Realizing that the volume of threats inundating organizations can be hard to keep up with, the CTA is the only sharing organization that can automate the delivery and configuration of prevention controls to its members’ products and platforms. It’s a tremendous help to the CTA members’ customers as it relieves them of the burden of analyzing every new threat and installing the appropriate fix on the network or endpoint. The CTA threat intel platform does this automatically, freeing security teams from the tedium of doing it themselves and letting them focus on their real purpose: identifying and preventing more advanced threats that are likely to go undetected.

Even in well-run sharing organizations, like many of the ISACs, members still have to receive the intelligence, decide that it applies to their network, decide what to do about it, and then do it. For many organizations, this takes days to weeks to accomplish, if it happens at all. I call that crossing the last mile with intelligence.

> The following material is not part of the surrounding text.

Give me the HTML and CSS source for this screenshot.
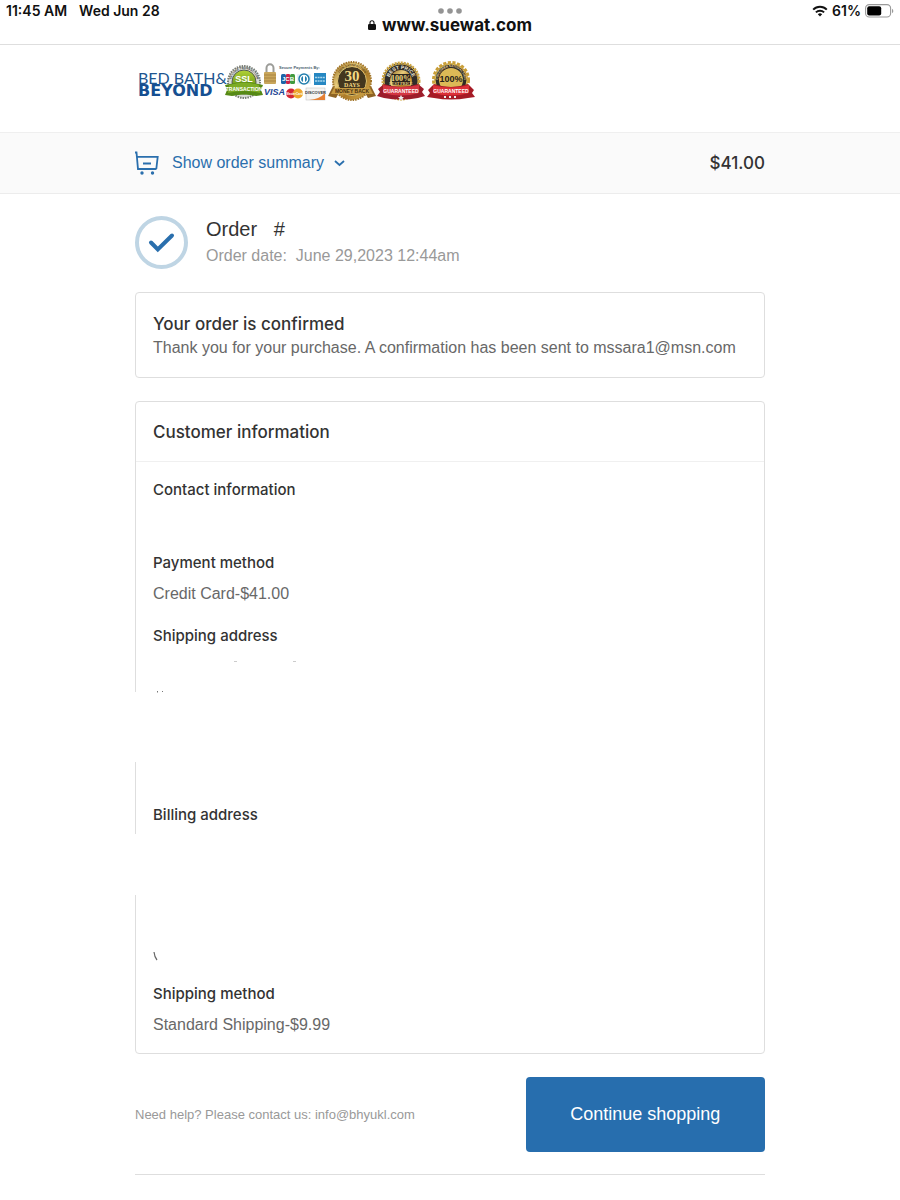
FILE: index.html
```html
<!DOCTYPE html>
<html lang="en">
<head>
    <meta charset="UTF-8">
    <meta name="viewport" content="width=device-width, initial-scale=1.0">
    <title>Order confirmation</title>
    <link rel="stylesheet" href="styles.css">
</head>
<body>
    <div class="browser-bar">
        <div class="status-left"><span>11:45 AM</span><span>Wed Jun 28</span></div>
        <div class="address">
            <svg class="dots" width="24" height="6" viewBox="0 0 24 6" fill="#949494"><circle cx="3" cy="3" r="2.8"/><circle cx="12" cy="3" r="2.8"/><circle cx="21" cy="3" r="2.8"/></svg>
            <div class="url">
                <svg width="8" height="10" viewBox="0 0 8 10"><rect y="4" width="8" height="6" rx="1.2" fill="#111"/><path d="M2 4.5V2.8a2 2 0 0 1 4 0v1.7" fill="none" stroke="#111" stroke-width="1.1"/></svg>
                <span>www.suewat.com</span>
            </div>
        </div>
        <div class="status-right">
            <svg width="16" height="12" viewBox="0 0 16 12" fill="none" stroke="#111" stroke-width="2"><path d="M1.2 4.6a9.6 9.6 0 0 1 13.6 0M3.9 7.4a5.8 5.8 0 0 1 8.2 0"/><path d="M8 11.6 5.8 9.3a3.2 3.2 0 0 1 4.4 0z" fill="#111" stroke="none"/></svg>
            <span>61%</span>
            <svg width="29" height="14" viewBox="0 0 29 14"><rect x=".6" y=".6" width="25" height="12.4" rx="3.6" fill="#fff" stroke="#999" stroke-width="1.1"/><rect x="2.2" y="2.2" width="14" height="9.2" rx="2" fill="#000"/><path d="M27 4.8c1.8.8 1.8 3.6 0 4.4z" fill="#999"/></svg>
        </div>
    </div>

    <header class="site-header">
        <div class="wrap">
            <svg class="banner" width="342" height="48" viewBox="0 0 342 48">
                <defs>
                    <linearGradient id="gold" x1="0" y1="0" x2="1" y2="1">
                        <stop offset="0" stop-color="#8d651d"/>
                        <stop offset=".35" stop-color="#e9cd7c"/>
                        <stop offset=".6" stop-color="#ad7b27"/>
                        <stop offset="1" stop-color="#d9b457"/>
                    </linearGradient>
                    <linearGradient id="green" x1="0" y1="0" x2="0" y2="1">
                        <stop offset="0" stop-color="#b3d334"/>
                        <stop offset="1" stop-color="#4c7d12"/>
                    </linearGradient>
                    <path id="arc30" d="M202 24a15 15 0 0 1 30 0"/>
                    <path id="arcBest" d="M254 24a12 12 0 0 1 24 0"/>
                    <path id="arcSat" d="M303 23a13 13 0 0 1 26 0"/>
                    <path id="arcSsl" d="M96 25a13 13 0 0 1 26 0"/>
                </defs>

                <!-- store name -->
                <text class="brand-top" x="3" y="27">BED BATH&amp;</text>
                <text class="brand-bottom" x="3" y="39">BEYOND</text>

                <!-- ssl seal -->
                <circle cx="109" cy="25" r="16" fill="#d9dcd8" stroke="#777c74" stroke-width="2" stroke-dasharray="1.5 1"/>
                <text class="tiny" fill="#444"><textPath href="#arcSsl" startOffset="50%">SECURE TRANSACTION</textPath></text>
                <circle cx="109" cy="25" r="12" fill="url(#green)" stroke="#555b52"/>
                <text class="seal-text" x="109" y="25" font-size="9">SSL</text>
                <path d="M90 28l5-1q14-4 28 0l5 1-2 5 2 5-7 1q-12-3-24 0l-7-1 2-5z" fill="#568916"/>
                <path d="M94 28q15-5 30 0l1 8q-16-4-32 0z" fill="#7dac25"/>
                <text class="seal-text" x="109" y="34" font-size="5">TRANSACTION</text>

                <!-- payment marks -->
                <text class="secure" x="144" y="12">Secure Payments By:</text>
                <path d="M131.500 16v-5a3.500 3.800 0 0 1 7 0v5" fill="none" stroke="#9b9c98" stroke-width="2"/>
                <rect x="129" y="15" width="12" height="12" rx="1" fill="#c9a65b"/>
                <path d="M129 18h12M129 21h12M129 24h12" stroke="#a98443"/>
                <rect x="146" y="17" width="5" height="10" rx="1.500" fill="#1c65a8"/>
                <rect x="151" y="17" width="4" height="10" rx="1" fill="#c8254c"/>
                <rect x="155" y="17" width="5" height="10" rx="1.500" fill="#3f9a3f"/>
                <text class="seal-text" x="153" y="24" font-size="6">JCB</text>
                <rect x="162" y="17" width="14" height="10" rx="1" fill="#e4f1f7"/>
                <circle cx="169" cy="22" r="5" fill="#fff" stroke="#207dad" stroke-width="1.500"/>
                <path d="M168 19a3.300 3.300 0 0 0 0 6zM170 19a3.300 3.300 0 0 1 0 6z" fill="#207dad"/>
                <rect x="179" y="16" width="12" height="12" fill="#2687c2"/>
                <path d="M180 20.500h10M180 24h10" stroke="#a9d6ec" stroke-width="1.500" stroke-dasharray="2 .6"/>
                <text class="visa" x="129" y="38">VISA</text>
                <circle cx="156" cy="36.500" r="5" fill="#d42735"/>
                <circle cx="163" cy="36.500" r="5" fill="#eda52c"/>
                <text class="seal-text" x="159.500" y="38" font-size="3">MasterCard</text>
                <rect x="171" y="31" width="19" height="12" fill="#f5f4f2" stroke="#bbb" stroke-width=".5"/>
                <path d="M190 36v7h-16q11-1 16-7z" fill="#e68133"/>
                <text x="180.500" y="36.500" font-size="4" font-weight="700" text-anchor="middle" fill="#333">DISCOVER</text>

                <!-- thirty days seal -->
                <path d="M198 29l-5 10 8 2 4-7zM236 29l5 10-8 2-4-7z" fill="#8e6425"/>
                <circle cx="217" cy="24" r="19" fill="url(#gold)" stroke="#a27529" stroke-width="2" stroke-dasharray="1.500 1"/>
                <circle cx="217" cy="24" r="14.500" fill="#44371e" stroke="#e0c36f"/>
                <text class="tiny" fill="#5a3f12"><textPath href="#arc30" startOffset="50%">100% SATISFACTION</textPath></text>
                <text x="217" y="24" class="seal-serif" font-size="15">30</text>
                <text x="217" y="30" class="seal-serif" font-size="6">DAYS</text>
                <path d="M199 31h36l3 6h-42z" fill="#c69a42"/>
                <text x="217" y="36" font-size="5" font-weight="700" text-anchor="middle" fill="#493111">MONEY BACK</text>

                <!-- best price seal -->
                <circle cx="266" cy="24" r="18" fill="#302d2a" stroke="#cda542" stroke-width="3" stroke-dasharray="2 1"/>
                <circle cx="266" cy="24" r="17" fill="#302d2a" stroke="#d7b24e"/>
                <circle cx="266" cy="24" r="11" fill="url(#gold)"/>
                <text class="ring"><textPath href="#arcBest" startOffset="50%">BEST PRICE</textPath></text>
                <rect x="257" y="17" width="18" height="11" fill="#2b251d"/>
                <text x="266" y="24" class="seal-serif" font-size="8">100%</text>
                <text x="266" y="28" class="seal-serif" font-size="4">BEST PRICE</text>
                <path d="M243 32l6-5q17 6 34 0l6 5-2 3 3 4-7 2q-17 3-34 0l-7-2 3-4z" fill="#9d1d2b"/>
                <path d="M248 28q18 4 36 0v8q-18 5-36 0z" fill="#d43642"/>
                <text class="seal-text" x="266" y="36" font-size="5">GUARANTEED</text>
                <path d="M266 38l1 2h2l-1.500 1.500.5 2-2-1-2 1 .5-2-1.500-1.500h2z" fill="#eee"/>

                <!-- satisfaction seal -->
                <circle cx="316" cy="23" r="17" fill="url(#gold)" stroke="#c99e37" stroke-width="4" stroke-dasharray="3 1.500"/>
                <circle cx="316" cy="23" r="16" fill="#302c25" stroke="#dfbd58"/>
                <text class="tiny" fill="#f1dca0"><textPath href="#arcSat" startOffset="50%">CUSTOMER SATISFACTION</textPath></text>
                <circle cx="316" cy="23" r="12" fill="#dcb956"/>
                <text x="316" y="25" font-size="9" font-weight="700" text-anchor="middle" fill="#26211a">100%</text>
                <path d="M293 33l6-6q17 6 34 0l6 6-2 3 3 4-7 1q-17 3-34 0l-7-1 3-4z" fill="#a61b26"/>
                <path d="M298 28q18 5 36 0v8q-18 5-36 0z" fill="#dc3038"/>
                <text class="seal-text" x="316" y="36" font-size="5">GUARANTEED</text>
                <path d="M309 40h14" stroke="#eee" stroke-width="2" stroke-dasharray="2 3"/>
            </svg>
        </div>
    </header>

    <div class="summary">
        <div class="wrap summary-row">
            <button class="summary-toggle" type="button">
                <svg width="25" height="24" viewBox="0 0 25 24" fill="none" stroke="#2a6fad" stroke-width="1.800"><path d="M0 1.500h1.500L3 18h18.500M1.700 5.800h21L21.300 18M8 12.500h8"/><circle cx="7" cy="22" r="1.700" fill="#2a6fad" stroke="none"/><circle cx="17.500" cy="22" r="1.700" fill="#2a6fad" stroke="none"/></svg>
                <span>Show order summary</span>
                <svg width="11" height="7" viewBox="0 0 11 7" fill="none" stroke="#2a6fad" stroke-width="1.800"><path d="M1 1l4.500 4L10 1"/></svg>
            </button>
            <span class="total">$41.00</span>
        </div>
    </div>

    <main class="wrap">
        <div class="order">
            <svg width="53" height="53" viewBox="0 0 53 53" fill="none"><circle cx="26.500" cy="26.500" r="24.500" stroke="#bfd5e4" stroke-width="4"/><path d="M16 26.500l6.800 7L37 19.500" stroke="#2a6fad" stroke-width="4" stroke-linecap="round"/></svg>
            <div>
                <h1>Order &nbsp; #</h1>
                <p class="order-date">Order date:&nbsp; June 29,2023 12:44am</p>
            </div>
        </div>

        <section class="card confirmed">
            <h2>Your order is confirmed</h2>
            <p>Thank you for your purchase. A confirmation has been sent to mssara1@msn.com</p>
        </section>

        <section class="card">
            <h2 class="card-title">Customer information</h2>
            <div class="card-body">
                <div class="info">
                    <h3>Contact information</h3>
                    <p></p>
                </div>
                <div class="info">
                    <h3>Payment method</h3>
                    <p>Credit Card-$41.00</p>
                </div>
                <div class="info">
                    <h3>Shipping address</h3>
                    <div class="address-box">
                        <svg class="marks" width="150" height="37" viewBox="0 0 150 37" fill="none"><path d="M81 6.500h3M140 6.500h3" stroke="#ccc"/><path d="M4.500 36v1.500M9.500 36v1" stroke="#777"/></svg>
                        <div class="blank"></div>
                    </div>
                </div>
                <div class="info">
                    <h3>Billing address</h3>
                    <div class="address-box">
                        <div class="blank short"></div>
                        <svg class="stroke" width="6" height="10" viewBox="0 0 6 10" fill="none"><path d="M1 1q.5 5 3 8" stroke="#666" stroke-width="1.200"/></svg>
                    </div>
                </div>
                <div class="info">
                    <h3>Shipping method</h3>
                    <p>Standard Shipping-$9.99</p>
                </div>
            </div>
        </section>

        <div class="actions">
            <p>Need help? Please contact us: info@bhyukl.com</p>
            <button class="continue" type="button">Continue shopping</button>
        </div>
        <footer></footer>
    </main>
</body>
</html>
```
FILE: styles.css
```css
* {
    margin: 0;
    padding: 0;
    box-sizing: border-box;
}
body {
    font-family: "Liberation Sans", Arial, sans-serif;
    font-size: 16px;
    line-height: 24px;
    color: #686868;
    background-color: #fff;
}
svg {
    display: block;
    flex-shrink: 0;
}
button {
    font-family: inherit;
    border: none;
    cursor: pointer;
}
.wrap {
    width: 70%;
    margin: 0 auto;
}

/* status bar */
.browser-bar {
    display: grid;
    grid-template-columns: 1fr auto 1fr;
    height: 45px;
    padding: 0 6px;
    border-bottom: 1px solid #dedede;
    font-family: Inter, sans-serif;
    font-size: 14px;
    font-weight: 600;
    line-height: 22px;
    color: #111;
}
.status-left {
    display: flex;
    gap: 12px;
}
.status-right {
    display: flex;
    justify-content: flex-end;
    align-items: center;
    gap: 4px;
    height: 22px;
}
.address {
    padding-top: 8px;
}
.dots {
    margin: 0 auto;
}
.url {
    display: flex;
    align-items: center;
    gap: 6px;
    font-size: 17px;
    font-weight: 700;
}

/* logo and trust badges */
.site-header {
    height: 87px;
    padding-top: 12px;
}
.banner {
    font-family: "Liberation Sans", Arial, sans-serif;
}
.brand-top {
    font-family: Lato, sans-serif;
    font-size: 16px;
    fill: #20558f;
}
.brand-bottom {
    font-family: "DejaVu Sans", sans-serif;
    font-size: 16px;
    font-weight: 700;
    fill: #164f91;
}
.seal-text {
    font-weight: 700;
    text-anchor: middle;
    fill: #fff;
}
.seal-serif {
    font-family: "Liberation Serif", serif;
    font-weight: 700;
    text-anchor: middle;
    fill: #f3d984;
}
.tiny {
    font-size: 3px;
    font-weight: 700;
    text-anchor: middle;
}
.ring {
    font-size: 5px;
    font-weight: 700;
    text-anchor: middle;
    fill: #f0ead8;
}
.secure {
    font-size: 4px;
    font-weight: 700;
    fill: #4b6270;
}
.visa {
    font-size: 9px;
    font-weight: 700;
    font-style: italic;
    fill: #1b4594;
}

/* order summary strip */
.summary {
    background-color: #fafafa;
    border-top: 1px solid #efefef;
    border-bottom: 1px solid #ececec;
}
.summary-row {
    display: flex;
    justify-content: space-between;
    align-items: center;
    height: 60px;
}
.summary-toggle {
    display: flex;
    align-items: center;
    background: none;
    font-size: 16px;
    color: #2a6fad;
}
.summary-toggle span {
    margin: 0 10px 0 12px;
}
.total {
    font-size: 17px;
    font-weight: 500;
    font-family: Inter, sans-serif;
    color: #333;
}

/* order heading */
.order {
    display: flex;
    align-items: center;
    gap: 18px;
    padding: 22px 0 23px;
}
h1 {
    font-size: 20px;
    font-weight: 400;
    line-height: 27px;
    color: #333;
}
.order-date {
    font-size: 16px;
    line-height: 26px;
    color: #999;
}

/* cards */
.card {
    margin-bottom: 23px;
    border: 1px solid #dedede;
    border-radius: 4px;
}
h2, h3 {
    font-family: Inter, sans-serif;
    font-weight: 500;
    color: #333;
}
h2 {
    font-size: 17px;
}
h3 {
    font-size: 15px;
}
.confirmed {
    padding: 19px 17px 17px;
}
.card-title {
    padding: 18px 17px 17px;
    border-bottom: 1px solid #f0f0f0;
}
.card-body {
    padding: 16px 17px;
}
.info + .info {
    margin-top: 18px;
}
.info p {
    min-height: 24px;
    margin-top: 7px;
}
.address-box {
    height: 130px;
    margin-top: 7px;
}
.blank {
    height: 70px;
    margin-left: -18px;
    background-color: #fff;
}
.blank.short {
    height: 61px;
}
.marks {
    overflow: visible;
}
.stroke {
    margin-top: 56px;
}

/* bottom actions */
.actions {
    display: flex;
    justify-content: space-between;
    align-items: center;
    padding-bottom: 22px;
    border-bottom: 1px solid #dedede;
}
.actions p {
    font-size: 13px;
    color: #999;
}
.continue {
    width: 38%;
    height: 75px;
    border-radius: 4px;
    background-color: #276eae;
    color: #fff;
    font-size: 18px;
}
footer {
    height: 24px;
}
```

Because Alliance members are security vendors and already have automated mechanisms to install new prevention and detection controls to their products deployed in the field, the Alliance is perhaps the only organization that has the ability to automatically cross the last mile for its collective customer base without the network defender having to do anything. Already, we’ve seen the CTA Platform succeed in this. In one example, a single shared sample allowed a member to build protections before its customers were targeted, preventing successful attacks against 29 organizations. In another example, shared data allowed a member to identify a targeted attack against its customer and release additional indicators to defend that organization. Further, many of the members find that 40-50 percent of shared data is brand-new to them, and most of that is directly actionable. These are early successes, but it’s clear that things will only get better as the CTA grows.

Like Mark said in his own post, I also believe that, as we continue to expand the CTA, we are stronger together, and I look forward to updating you in the future on the Alliance’s continued progress and successes in helping to protect customers.